The heart feels more than it knows. If you are a man-pleaser, a flatterer -- if you are self- seeking in your work, courting smiles when you should woo souls, grasping at recognition and glory when you should snatch brands from the burning, you may earn the praise of men's lips for a season, but their hearts will despise you. On the other hand, if you are true to God and to yourself and your fellow-men, they may condemn you with their lips, but in their souls they will respect you. Strange dual beings, men are! They may not know why, they may not be conscious of it sufficiently themselves to even state the fact, but the heart of the most ignorant, even of a child, feels genuineness and distinguishes it from falseness, and discriminates twixt love and selfishness. On the surface is the flesh, boisterous and blustering, applauding what pleases it, condemning what opposes; but beneath is the truer tribunal, the higher self. When the storm of carnal passions has ceased, it asserts itself. So it happens that though it is

"Right forever on the scaffold,
Wrong forever on the throne,"

yet "that scaffold sways the future," while the throne built upon rotten foundations falls into night and nothingness. Deal with the hearts of men, not with their flesh or their carnal minds. Behind every human eye sits an awful judge who will justify or condemn you according to your real deserts. If you want real power and abiding praise, you must be true and unselfish. "He that rebuketh a man shall afterward find more favor than he that flattereth with his tongue" (Prov. xxviii. 23).

Trusts and Combines.

The Beef Trust or the Standard Oil is not the worst menace in the trust line. What when men form trusts, tyrannizing and iron-handed, controlling God's truth, so that none under their power can get the word of life except as it passes through their hands? They have done that, and are doing it. They will let you have truth, some truth, but it must bear their stamp and trade mark, and be limited, qualified, and sometimes adulterated, according to the peculiar "orthodoxy" of the combine. They keep their customers cowed; they cow one another.

In passing through Colorado, my train stopped at a small town, and a swarm of boys came, crying out, "Cherries; ten a bag! Ten a bag!" Now, the "bag" looked like it might hold a dozen or so of cherries. They did not sell hardly one bag. When they stood discussing I stepped out on the platform and said: "Boys, that's outrageous -- you know that a few cherries are not worth ten cents. You must be fair, and `live and let live.' If you try to make exorbitant profits, you will be losers in the end. If you put the price down to five cents, it will still give you a fair profit, and you will sell more. No reasonable man likes to be robbed, even of one nickel. I will take a bag for a nickel, and probably a good many others would." The boys looked guilty and half minded to give in. The question was who would give in first. Probably all were anxious to sell at a nickel (for that would have evidently paid them well enough), but each one was afraid of the rest. One little fellow dared to advance on the proposition. "Say you'll take one for a nickel?" I told him I would. He hesitated, took a sack from his basket, half held it out to me, the others looking on with queer expression, and looking at one another. Just then one of the boys cried, "Scab, Jack!" And quickly Jack put the sack back into the basket, and turned away saying, "You're too cheap for me."

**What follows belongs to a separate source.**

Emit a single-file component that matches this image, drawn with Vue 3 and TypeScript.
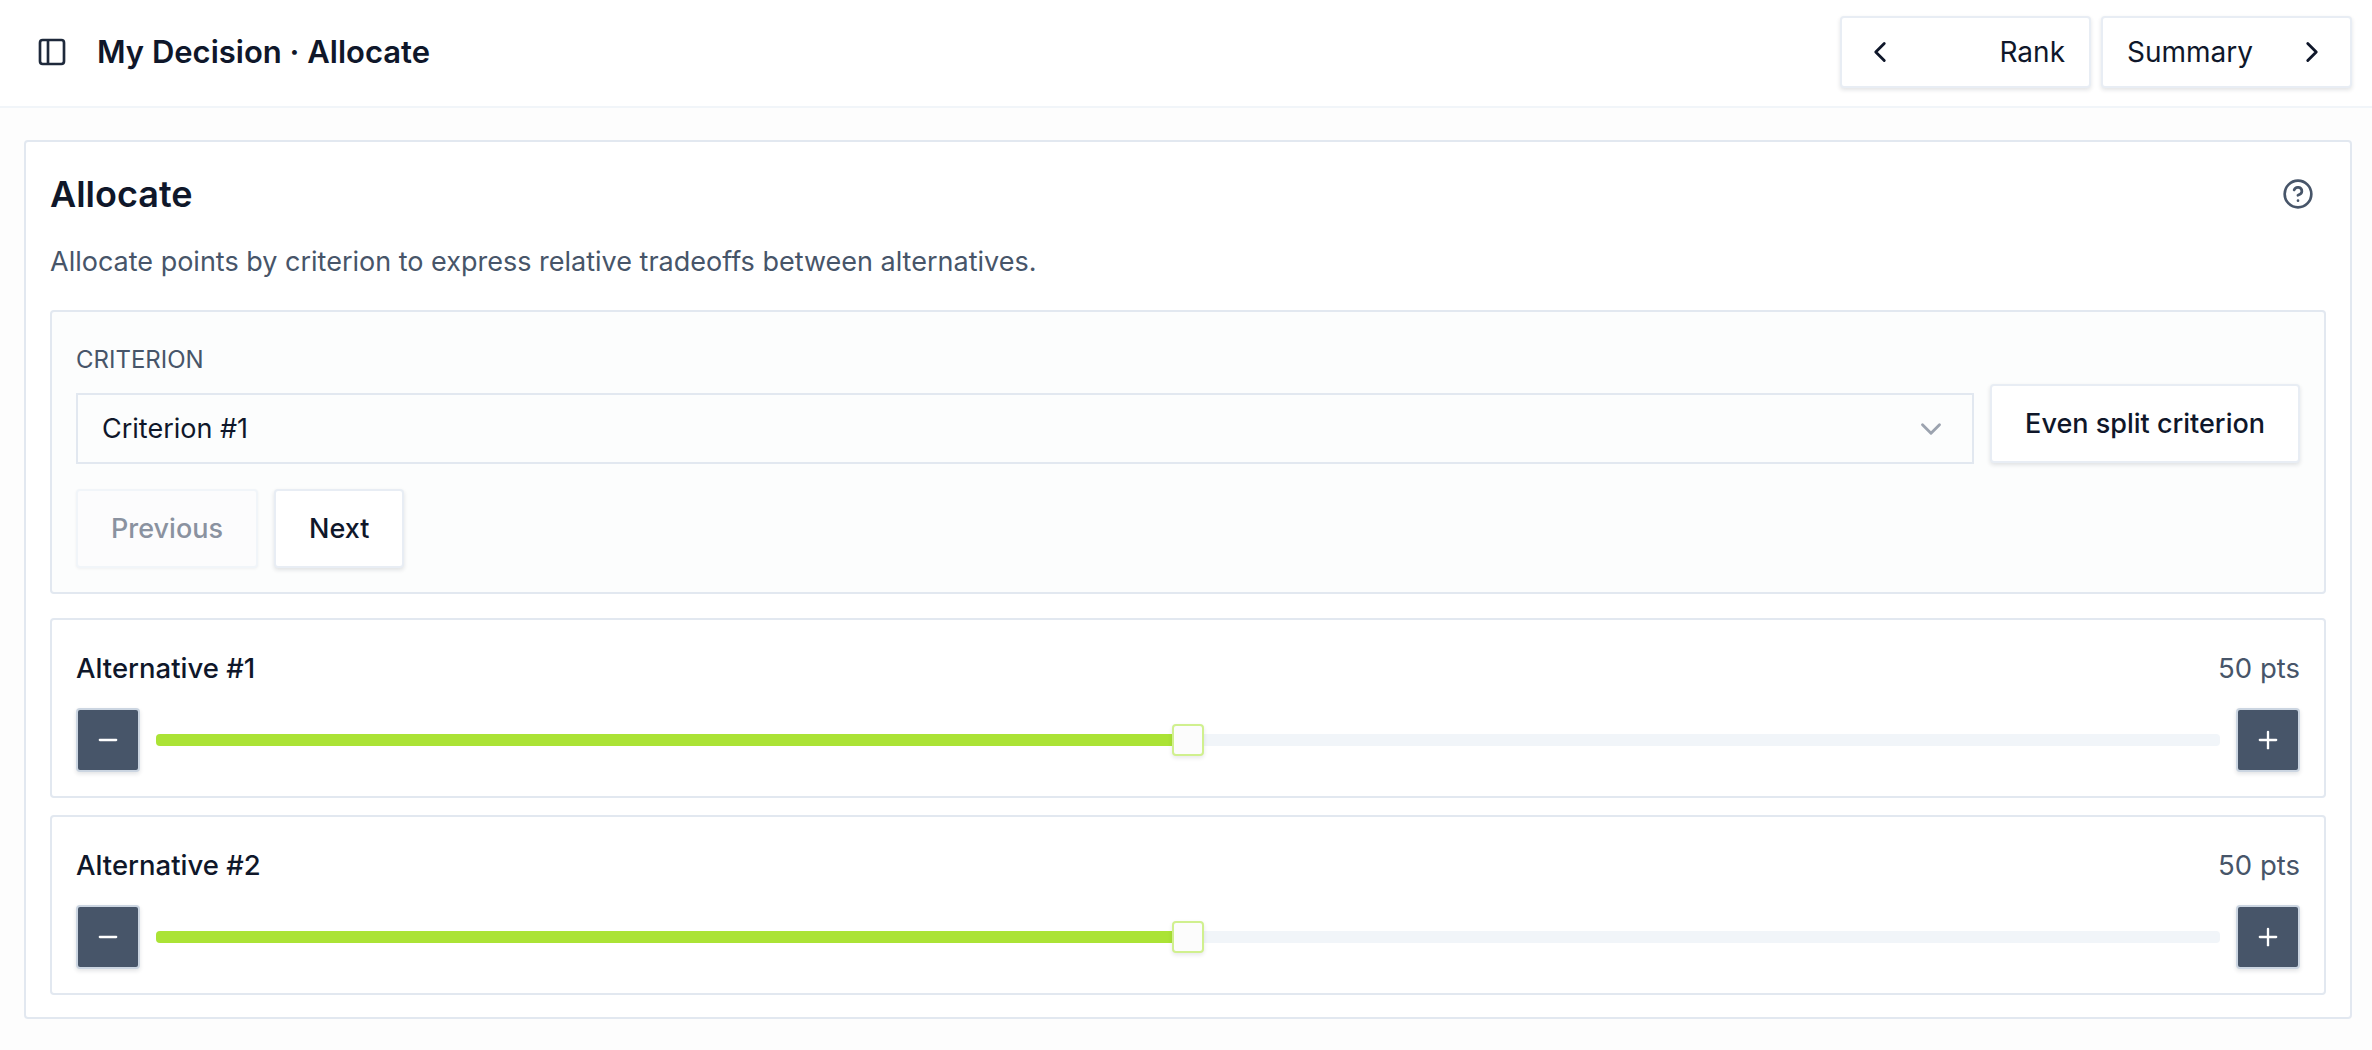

I have thought about that little scene often since. Those boys had an understanding, a combine, and had one another mutually cowed. How often that is done in larger spheres of life -- even (I might say especially) in spiritual spheres. You have seen men convicted of the truth, and afraid to acknowledge it. Afraid of what? Afraid of their comrades, fellow-members of the spiritual combine. And they perhaps equally anxious to accept the truth, but each one afraid of the rest; yea, and each one ready to wall up his eyes and utter pious anathemas upon the head of him who should first dare to follow his conviction. Strange, wonderful power of a combine -- and hard to tell where the power is located! You may say that it is vested in the people that compose it and manage it -- but each one of them may feel the bondage and be anxious to escape, but where is the hero who will burst the fetters and face the meanness and weakness of those whom he is emancipating? It would be interesting to read the deeper thoughts of some assembly that have met for mutual fortification. How many have doubts as to the strict truths of a tenet they are loudly contending for, even to the very leader himself! If they would just speak out their real heart, perhaps they would all be found like-minded on some higher and nobler conception of truth. But, no! The leader cannot afford it, partly because of his reputation, partly because he is afraid to put notions into the head of the flock and turn them away from the good, beaten path; whereas of the rest each trembles at the thought of being stigmatized as heterodox or unsound by his fellows. So they talk much and loud, and condemn the heretics, and call one another orthodox, and instead of being true to the light they saw, they choose darkness, comforting themselves in one another and in the crowd, all because of sheer moral cowardice.

There is no way of escape from such bondage, except via the Word of God. You must lay aside all that preoccupies your heart and your mind, and go straight to God's Word. There listen, there learn, and obey, no matter where it may lead. For shall any middle-man and manufacturer come between you and the Fountain? What man has more right to the pure and whole truth than you? What man has authority to limit you to such and such portions and interpretations of it? Must you howl with the wolves? Is the name of being "orthodox," "straight," "sound," and whatever else they call it, more to be coveted than sincerity and truth? As for being with the crowd and the multitude -- can that help you? Nay, you are alone. Alone you will be judged. What others believe and call true cannot affect your individual responsibility before God. You must know your own way, must hear with your own ears, must see with your own eyes. No man may dictate to you what you must believe. No man may lord it over your heart and conscience. No threats or smiles, commendation or condemnation, honored prejudices, granted tenets, popular voices, must influence you. Nothing is true but the truth. Before I can accept anything it must stand the test of truth to my mind. But if you follow that principle, you will have occasion to face enemies and say, as Luther once said, "Here I stand -- God help me! I can not do otherwise."